Staring at screens all day long. Is this what we’ve all been working towards? Is this the height of human civilization and our technological sophistication? From your phone screen to the television screen, to the computer screen at work, to the movie screen on a night off with your friends. We are all addicted to it. We are all enslaved by it. But we can’t cut the cord because this cord is so intimately tied to our sense of belonging to a digitized and bastardized version of what our social lives used to be. “You don’t have Facebook? Wow, that’s weird!” You might as well be Ted Kaczynski.

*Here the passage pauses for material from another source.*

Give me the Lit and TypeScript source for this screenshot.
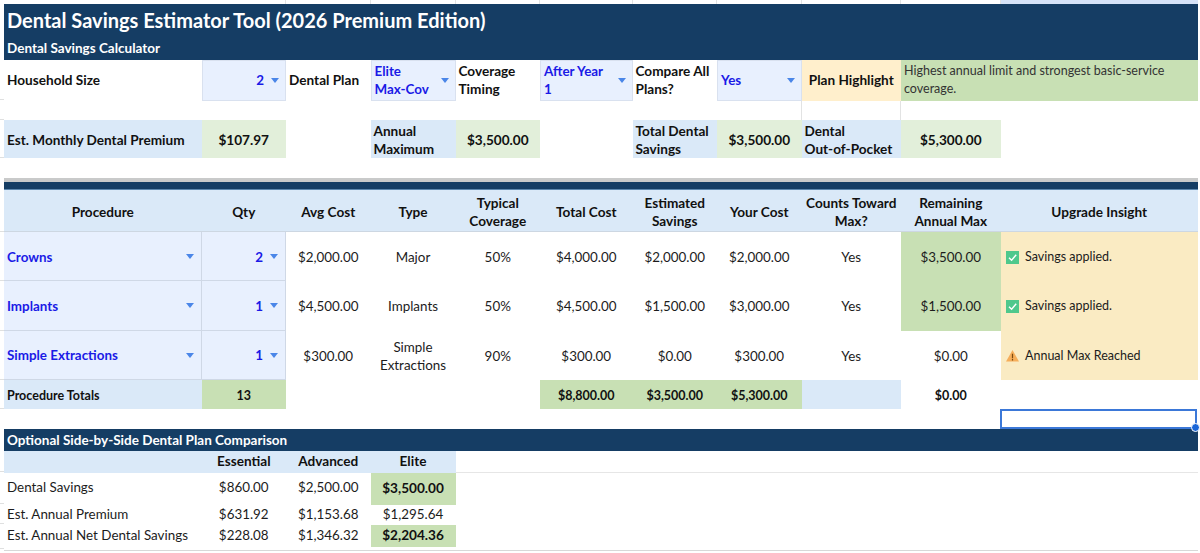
import { LitElement, html, css } from "lit";
import { customElement } from "lit/decorators.js";

const arrow = html`<svg class="arrow" width="8" height="5" viewBox="0 0 8 5"><path d="M0 0H8L4 5Z" fill="#4a86e8"/></svg>`;
const check = html`<svg class="ico" width="13" height="13" viewBox="0 0 13 13"><rect width="13" height="13" fill="#4fc88c"/><path d="M3 6.7L5.6 9.3L10.2 3.8" fill="none" stroke="#fff" stroke-width="1.4"/></svg>`;
const warn = html`<svg class="ico" width="13" height="13" viewBox="0 0 13 13"><path d="M6.5 1L13 12.5H0Z" fill="#f6ae5a"/><path d="M6.5 4.8V9M6.5 9.8V11.4" stroke="#7a4a10" stroke-width="1.2"/></svg>`;

const procs = [
  { n: "Crowns", q: "2", a: "$2,000.00", t: "Major", c: "50%", tc: "$4,000.00", s: "$2,000.00", y: "$2,000.00", r: "$3,500.00", rg: true, i: "Savings applied.", ok: true },
  { n: "Implants", q: "1", a: "$4,500.00", t: "Implants", c: "50%", tc: "$4,500.00", s: "$1,500.00", y: "$3,000.00", r: "$1,500.00", rg: true, i: "Savings applied.", ok: true },
  { n: "Simple Extractions", q: "1", a: "$300.00", t: "Simple Extractions", c: "90%", tc: "$300.00", s: "$0.00", y: "$300.00", r: "$0.00", rg: false, i: "Annual Max Reached", ok: false },
];
const railRows = [100, 20, 38, 74, 49, 50, 49, 29, 63, 32, 20, 25];

@customElement("app-root")
export class AppRoot extends LitElement {
  static styles = css`
    :host { display: flex; width: 1200px; height: 553px; overflow: hidden; background: #fff;
      font-family: "Lato", "Liberation Sans", sans-serif; font-size: 13.4px; color: #1c1c1c; position: relative; }
    .rail { width: 4px; flex: none; display: flex; flex-direction: column; }
    .rail div { border-bottom: 1px solid #dfe0e0; box-sizing: border-box; }
    .sheet { width: 1194px; flex: none; }
    .row { display: grid; grid-template-columns: 197.5px 84.5px 84.5px 85px 84.5px 92.5px 84.5px 84.5px 99.5px 99.5px 197.5px; }
    .top { height: 4px; }
    .topsel { background: #d6e3f8; }
    .c { display: flex; align-items: center; justify-content: center; text-align: center; padding: 1px 3px 0; box-sizing: border-box; line-height: 18px; min-width: 0; }
    .l { justify-content: flex-start; text-align: left; }
    .b { font-weight: 700; font-size: 13.6px; color: #111; }
    .s { font-size: 12.5px; }
    .wide { grid-column: span 2; }
    .title { height: 34px; background: #153d64; color: #fff; font-size: 20px; font-weight: 700; display: flex; align-items: center; padding: 0 3px 2px; box-sizing: border-box; }
    .sub { height: 22px; background: #153d64; color: #fff; font-size: 13.5px; font-weight: 700; display: flex; align-items: center; padding: 0 3px; box-sizing: border-box; }
    .sub.first { padding-bottom: 2px; }
    .r1 { height: 41px; } .gap1 { height: 19px; } .r2 { height: 38px; } .gap2 { height: 20px; }
    .r1 .c { padding-top: 0; padding-bottom: 1px; }
    .rule { height: 4px; background: #c9caca; }
    .navy { height: 7px; background: #153d64; border-bottom: 1px solid #5d87ad; }
    .hd { height: 42px; } .pr { height: 49.3px; } .tot { height: 29.5px; } .gap3 { height: 19.5px; }
    .hd .c, .tot .c { padding-top: 2px; }
    .chd { height: 22px; } .c1 { height: 32px; } .c2 { height: 20px; } .c3 { height: 22px; } .c4 { height: 3px; border-bottom: 1px solid #d8d8d8; }
    .chd .c, .c2 .c, .c3 .c { padding-top: 0; padding-bottom: 1px; }
    .c1 .c { padding-top: 0; padding-bottom: 3px; }
    .c1 .c.b { padding-bottom: 1px; }
    .inp { background: #e8f0fe; color: #1a1ae6; font-weight: 700; border: 1px solid #d9e1ef; padding: 0 6px 0 3px; justify-content: space-between; gap: 4px; text-align: left; }
    .inp.n { justify-content: flex-end; gap: 7px; }
    .pinp { border-width: 0 1px 1px 0; border-color: #cfd8e6; padding: 1px 7px 0 3px; }
    .arrow { flex: none; }
    .blue { background: #dae9f8; }
    .green { background: #c8e0b4; }
    .lgreen { background: #e2efda; }
    .yel { background: #ffefcc; }
    .ins { background: #faebc3; gap: 6px; padding-left: 5.5px; font-size: 12.5px; }
    .ico { flex: none; }
    .note { font-weight: 400; color: #333; font-size: 12.5px; }
    .hdc { border-bottom: 1px solid #cdd7e2; }
    .gridv { border-right: 1px solid #e2e3e3; }
    .gridb { border-bottom: 1px solid #e6e6e6; grid-column: span 7; }
    .sel { border: 2px solid #3b78d8; box-sizing: border-box; margin-left: -1px; margin-right: 1px; position: relative; }
    .handle { position: absolute; right: -5px; bottom: -5px; width: 9px; height: 9px; border-radius: 50%; background: #1a66d8; border: 1px solid #fff; box-sizing: border-box; z-index: 2; }
  `;

  render() {
    return html`
      <div class="rail">
        ${railRows.map((h) => html`<div style="height:${h}px"></div>`)}
      </div>
      <div class="sheet">
        <div class="row top">
          ${[0, 1, 2, 3, 4, 5, 6, 7, 8].map((i) => html`<div class=${i === 0 ? "" : "gridv"}></div>`)}
          <div class="gridv"></div>
          <div class="topsel"></div>
        </div>
        <div class="title">Dental Savings Estimator Tool (2026 Premium Edition)</div>
        <div class="sub first">Dental Savings Calculator</div>
        <div class="row r1">
          <div class="c l b">Household Size</div>
          <div class="c inp n">2${arrow}</div>
          <div class="c l b">Dental Plan</div>
          <div class="c inp"><span>Elite<br />Max-Cov</span>${arrow}</div>
          <div class="c l b">Coverage Timing</div>
          <div class="c inp"><span>After Year<br />1</span>${arrow}</div>
          <div class="c l b">Compare All Plans?</div>
          <div class="c inp"><span>Yes</span>${arrow}</div>
          <div class="c yel b">Plan Highlight</div>
          <div class="c l green note wide">Highest annual limit and strongest basic-service coverage.</div>
        </div>
        <div class="row gap1">
          ${[0, 1, 2, 3, 4, 5, 6].map(() => html`<div></div>`)}
          <div class="gridv"></div><div class="gridv"></div>
        </div>
        <div class="row r2">
          <div class="c l b blue">Est. Monthly Dental Premium</div>
          <div class="c b lgreen">$107.97</div>
          <div></div>
          <div class="c l b blue">Annual Maximum</div>
          <div class="c b lgreen">$3,500.00</div>
          <div></div>
          <div class="c l b blue">Total Dental Savings</div>
          <div class="c b lgreen">$3,500.00</div>
          <div class="c l b blue"><span>Dental<br />Out-of-Pocket</span></div>
          <div class="c b lgreen">$5,300.00</div>
        </div>
        <div class="gap2"></div>
        <div class="rule"></div>
        <div class="navy"></div>
        <div class="row hd">
          ${["Procedure", "Qty", "Avg Cost", "Type", "Typical Coverage", "Total Cost", "Estimated Savings", "Your Cost", "Counts Toward Max?", "Remaining Annual Max", "Upgrade Insight"].map(
            (h) => html`<div class="c b blue hdc">${h}</div>`
          )}
        </div>
        ${procs.map(
          (p) => html`
            <div class="row pr">
              <div class="c inp pinp"><span>${p.n}</span>${arrow}</div>
              <div class="c inp n pinp">${p.q}${arrow}</div>
              <div class="c">${p.a}</div>
              <div class="c">${p.t}</div>
              <div class="c">${p.c}</div>
              <div class="c">${p.tc}</div>
              <div class="c">${p.s}</div>
              <div class="c">${p.y}</div>
              <div class="c">Yes</div>
              <div class="c ${p.rg ? "green" : ""}">${p.r}</div>
              <div class="c l ins">${p.ok ? check : warn}<span>${p.i}</span></div>
            </div>
          `
        )}
        <div class="row tot">
          <div class="c l b s blue">Procedure Totals</div>
          <div class="c b s green">13</div>
          <div></div><div></div><div></div>
          <div class="c b s green">$8,800.00</div>
          <div class="c b s green">$3,500.00</div>
          <div class="c b s green">$5,300.00</div>
          <div class="blue"></div>
          <div class="c b s">$0.00</div>
          <div></div>
        </div>
        <div class="row gap3">
          ${[0, 1, 2, 3, 4, 5, 6, 7, 8, 9].map(() => html`<div></div>`)}
          <div class="sel"><div class="handle"></div></div>
        </div>
        <div class="sub">Optional Side-by-Side Dental Plan Comparison</div>
        <div class="row chd">
          <div class="blue"></div>
          <div class="c b blue">Essential</div>
          <div class="c b blue">Advanced</div>
          <div class="c b blue">Elite</div>
          <div class="gridb"></div>
        </div>
        <div class="row c1">
          <div class="c l">Dental Savings</div><div class="c">$860.00</div><div class="c">$2,500.00</div><div class="c b green">$3,500.00</div>
        </div>
        <div class="row c2">
          <div class="c l">Est. Annual Premium</div><div class="c">$631.92</div><div class="c">$1,153.68</div><div class="c">$1,295.64</div>
        </div>
        <div class="row c3">
          <div class="c l">Est. Annual Net Dental Savings</div><div class="c">$228.08</div><div class="c">$1,346.32</div><div class="c b green">$2,204.36</div>
        </div>
        <div class="c4"></div>
      </div>
    `;
  }
}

Our attention is no longer ours. It belongs to the corporations which cleverly construct algorithms that recommend the next piece of content that “we might enjoy.” That fifteen minute clip we weren't planning on watching and didn’t even know existed until it was served up to us on a silver YouTube platter. And we rationalize our compulsive behavior as though we are in control. After all, this information is making us “more informed” and we have a responsibility to be “in the know.” And all this information will come in handy at some point. Won’t it?
The sad reality is that you are a product. Every part of your digital footprint is collected, categorized and sold off to third parties so they can develop clever ad campaigns to get you to buy more crap. More crap that will put you into more debt, that will make you more desperate to continue to work at the job you don’t really like so you can attempt to pay off those debts (which always seem to grow faster than your salary).
Tyler Durden said it best, “You buy furniture. You tell yourself, this is the last sofa I will ever need in my life. Buy the sofa, then for a couple years you're satisfied that no matter what goes wrong, at least you've got your sofa issue handled. Then the right set of dishes. Then the perfect bed. The drapes. The rug. Then you're trapped in your lovely nest, and the things you used to own, now they own you.”
People used to value spending time with one another. People used to speak to each other instead of texting across the living room. People used to appreciate what they had. People used to have a fighting chance of controlling and making up their own minds. But now, we have access to everything and we value nothing. We have access to everyone and we value no one. And our minds are controlled by the corporations who extract our money and time and serve us up another dose of entertainment directly into our mainline.